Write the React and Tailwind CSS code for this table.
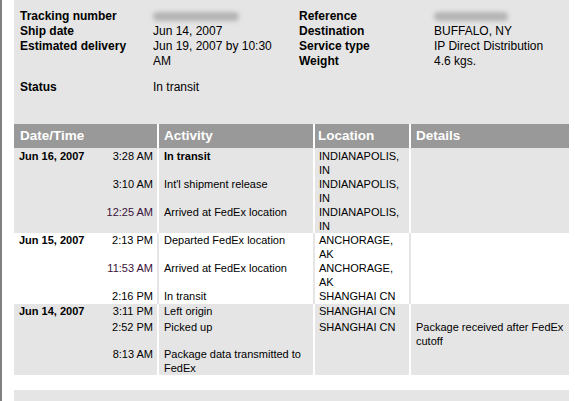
import React from 'react';

const summaryLeft = [
  { label: 'Tracking number', blur: true },
  { label: 'Ship date', value: 'Jun 14, 2007' },
  { label: 'Estimated delivery', value: 'Jun 19, 2007 by 10:30 AM' },
];

const summaryRight = [
  { label: 'Reference', blur: true },
  { label: 'Destination', value: 'BUFFALO, NY' },
  { label: 'Service type', value: 'IP Direct Distribution' },
  { label: 'Weight', value: '4.6 kgs.' },
];

const groups = [
  {
    date: 'Jun 16, 2007',
    shade: 'gray',
    rows: [
      { time: '3:28 AM', activity: 'In transit', bold: true, location: 'INDIANAPOLIS, IN', h: 'h-[28px]' },
      { time: '3:10 AM', activity: "Int'l shipment release", location: 'INDIANAPOLIS, IN', h: 'h-[28px]' },
      { time: '12:25 AM', activity: 'Arrived at FedEx location', location: 'INDIANAPOLIS, IN', h: 'h-[28px]', tint: true },
    ],
  },
  {
    date: 'Jun 15, 2007',
    shade: 'white',
    rows: [
      { time: '2:13 PM', activity: 'Departed FedEx location', location: 'ANCHORAGE, AK', h: 'h-[28px]' },
      { time: '11:53 AM', activity: 'Arrived at FedEx location', location: 'ANCHORAGE, AK', h: 'h-[28px]', tint: true },
      { time: '2:16 PM', activity: 'In transit', location: 'SHANGHAI CN', h: 'h-[15px]' },
    ],
  },
  {
    date: 'Jun 14, 2007',
    shade: 'gray',
    rows: [
      { time: '3:11 PM', activity: 'Left origin', location: 'SHANGHAI CN', h: 'h-[16px]' },
      { time: '2:52 PM', activity: 'Picked up', location: 'SHANGHAI CN', details: 'Package received after FedEx cutoff', h: 'h-[27px]' },
      { time: '8:13 AM', activity: 'Package data transmitted to FedEx', location: '', h: 'h-[28px]' },
    ],
  },
];

const Blurred = ({ w }) => (
  <div className="h-[15px] flex items-center">
    <div className={`${w} h-[9px] rounded-full bg-[#b4b4b4] blur-[2px]`} />
  </div>
);

const TrackingRow = ({ row, date, first, shade }) => {
  const cell = shade === 'gray' ? 'bg-[#e5e5e5]' : 'bg-white';
  const gap = shade === 'gray' ? 'bg-white' : 'bg-[#e5e5e5]';
  return (
    <div className={`grid grid-cols-[143px_154px_94px_158px] gap-x-[2px] ${gap} ${row.h}`}>
      <div className={`${cell} flex justify-between pl-[5px] pr-[4px]`}>
        <span className="font-bold">{first ? date : ''}</span>
        <span className={row.tint ? 'text-[#3a1038]' : ''}>{row.time}</span>
      </div>
      <div className={`${cell} pl-[5px] pr-[2px] ${row.bold ? 'font-bold' : ''}`}>{row.activity}</div>
      <div className={`${cell} pl-[4px] pr-[4px]`}>{row.location}</div>
      <div className={`${cell} pl-[5px] pr-[2px]`}>{row.details}</div>
    </div>
  );
};

export default function App() {
  return (
    <div className="w-[575px] h-[401px] bg-white overflow-hidden flex font-['Liberation_Sans',Arial,sans-serif] text-black">
      <div className="w-[2px] shrink-0 bg-[#808080]" />
      <div className="w-[555px] ml-[12px] shrink-0 flex flex-col">
        {/* Summary */}
        <div className="h-[124px] bg-[#e5e5e5] flex pt-[9px] pl-[6px] text-[12px] leading-[15px]">
          <div className="w-[279px] shrink-0 grid grid-cols-[133px_146px] content-start">
            {summaryLeft.map((r) => (
              <React.Fragment key={r.label}>
                <div className="font-bold">{r.label}</div>
                {r.blur ? <Blurred w="w-[86px]" /> : <div className="pr-[10px]">{r.value}</div>}
              </React.Fragment>
            ))}
            <div className="font-bold mt-[11px]">Status</div>
            <div className="mt-[11px]">In transit</div>
          </div>
          <div className="flex-1 grid grid-cols-[135px_1fr] content-start">
            {summaryRight.map((r) => (
              <React.Fragment key={r.label}>
                <div className="font-bold">{r.label}</div>
                {r.blur ? <Blurred w="w-[74px]" /> : <div>{r.value}</div>}
              </React.Fragment>
            ))}
          </div>
        </div>

        {/* Header */}
        <div className="grid grid-cols-[143px_154px_94px_158px] gap-x-[2px] bg-white h-[24px] text-white font-bold text-[13.5px]">
          <div className="bg-[#999999] pl-[6px] flex items-center">Date/Time</div>
          <div className="bg-[#999999] pl-[5px] flex items-center">Activity</div>
          <div className="bg-[#999999] pl-[3px] flex items-center">Location</div>
          <div className="bg-[#999999] pl-[5px] flex items-center">Details</div>
        </div>

        {/* Activity rows */}
        <div className="text-[11px] leading-[14px]">
          {groups.map((g, gi) => (
            <div key={g.date} className={gi === 0 ? 'pt-[1px] bg-[#e5e5e5]' : ''}>
              {g.rows.map((row, i) => (
                <TrackingRow key={row.time} row={row} date={g.date} first={i === 0} shade={g.shade} />
              ))}
            </div>
          ))}
        </div>

        <div className="h-[15px]" />
        <div className="flex-1 bg-[#e5e5e5]" />
      </div>
    </div>
  );
}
********
→ **Given problem**:
Transcribe the full listing above exactly, with the images removed.

→ **Output of the task**:
Write the React and Tailwind CSS code for this table.
import React from 'react';

const summaryLeft = [
  { label: 'Tracking number', blur: true },
  { label: 'Ship date', value: 'Jun 14, 2007' },
  { label: 'Estimated delivery', value: 'Jun 19, 2007 by 10:30 AM' },
];

const summaryRight = [
  { label: 'Reference', blur: true },
  { label: 'Destination', value: 'BUFFALO, NY' },
  { label: 'Service type', value: 'IP Direct Distribution' },
  { label: 'Weight', value: '4.6 kgs.' },
];

const groups = [
  {
    date: 'Jun 16, 2007',
    shade: 'gray',
    rows: [
      { time: '3:28 AM', activity: 'In transit', bold: true, location: 'INDIANAPOLIS, IN', h: 'h-[28px]' },
      { time: '3:10 AM', activity: "Int'l shipment release", location: 'INDIANAPOLIS, IN', h: 'h-[28px]' },
      { time: '12:25 AM', activity: 'Arrived at FedEx location', location: 'INDIANAPOLIS, IN', h: 'h-[28px]', tint: true },
    ],
  },
  {
    date: 'Jun 15, 2007',
    shade: 'white',
    rows: [
      { time: '2:13 PM', activity: 'Departed FedEx location', location: 'ANCHORAGE, AK', h: 'h-[28px]' },
      { time: '11:53 AM', activity: 'Arrived at FedEx location', location: 'ANCHORAGE, AK', h: 'h-[28px]', tint: true },
      { time: '2:16 PM', activity: 'In transit', location: 'SHANGHAI CN', h: 'h-[15px]' },
    ],
  },
  {
    date: 'Jun 14, 2007',
    shade: 'gray',
    rows: [
      { time: '3:11 PM', activity: 'Left origin', location: 'SHANGHAI CN', h: 'h-[16px]' },
      { time: '2:52 PM', activity: 'Picked up', location: 'SHANGHAI CN', details: 'Package received after FedEx cutoff', h: 'h-[27px]' },
      { time: '8:13 AM', activity: 'Package data transmitted to FedEx', location: '', h: 'h-[28px]' },
    ],
  },
];

const Blurred = ({ w }) => (
  <div className="h-[15px] flex items-center">
    <div className={`${w} h-[9px] rounded-full bg-[#b4b4b4] blur-[2px]`} />
  </div>
);

const TrackingRow = ({ row, date, first, shade }) => {
  const cell = shade === 'gray' ? 'bg-[#e5e5e5]' : 'bg-white';
  const gap = shade === 'gray' ? 'bg-white' : 'bg-[#e5e5e5]';
  return (
    <div className={`grid grid-cols-[143px_154px_94px_158px] gap-x-[2px] ${gap} ${row.h}`}>
      <div className={`${cell} flex justify-between pl-[5px] pr-[4px]`}>
        <span className="font-bold">{first ? date : ''}</span>
        <span className={row.tint ? 'text-[#3a1038]' : ''}>{row.time}</span>
      </div>
      <div className={`${cell} pl-[5px] pr-[2px] ${row.bold ? 'font-bold' : ''}`}>{row.activity}</div>
      <div className={`${cell} pl-[4px] pr-[4px]`}>{row.location}</div>
      <div className={`${cell} pl-[5px] pr-[2px]`}>{row.details}</div>
    </div>
  );
};

export default function App() {
  return (
    <div className="w-[575px] h-[401px] bg-white overflow-hidden flex font-['Liberation_Sans',Arial,sans-serif] text-black">
      <div className="w-[2px] shrink-0 bg-[#808080]" />
      <div className="w-[555px] ml-[12px] shrink-0 flex flex-col">
        {/* Summary */}
        <div className="h-[124px] bg-[#e5e5e5] flex pt-[9px] pl-[6px] text-[12px] leading-[15px]">
          <div className="w-[279px] shrink-0 grid grid-cols-[133px_146px] content-start">
            {summaryLeft.map((r) => (
              <React.Fragment key={r.label}>
                <div className="font-bold">{r.label}</div>
                {r.blur ? <Blurred w="w-[86px]" /> : <div className="pr-[10px]">{r.value}</div>}
              </React.Fragment>
            ))}
            <div className="font-bold mt-[11px]">Status</div>
            <div className="mt-[11px]">In transit</div>
          </div>
          <div className="flex-1 grid grid-cols-[135px_1fr] content-start">
            {summaryRight.map((r) => (
              <React.Fragment key={r.label}>
                <div className="font-bold">{r.label}</div>
                {r.blur ? <Blurred w="w-[74px]" /> : <div>{r.value}</div>}
              </React.Fragment>
            ))}
          </div>
        </div>

        {/* Header */}
        <div className="grid grid-cols-[143px_154px_94px_158px] gap-x-[2px] bg-white h-[24px] text-white font-bold text-[13.5px]">
          <div className="bg-[#999999] pl-[6px] flex items-center">Date/Time</div>
          <div className="bg-[#999999] pl-[5px] flex items-center">Activity</div>
          <div className="bg-[#999999] pl-[3px] flex items-center">Location</div>
          <div className="bg-[#999999] pl-[5px] flex items-center">Details</div>
        </div>

        {/* Activity rows */}
        <div className="text-[11px] leading-[14px]">
          {groups.map((g, gi) => (
            <div key={g.date} className={gi === 0 ? 'pt-[1px] bg-[#e5e5e5]' : ''}>
              {g.rows.map((row, i) => (
                <TrackingRow key={row.time} row={row} date={g.date} first={i === 0} shade={g.shade} />
              ))}
            </div>
          ))}
        </div>

        <div className="h-[15px]" />
        <div className="flex-1 bg-[#e5e5e5]" />
      </div>
    </div>
  );
}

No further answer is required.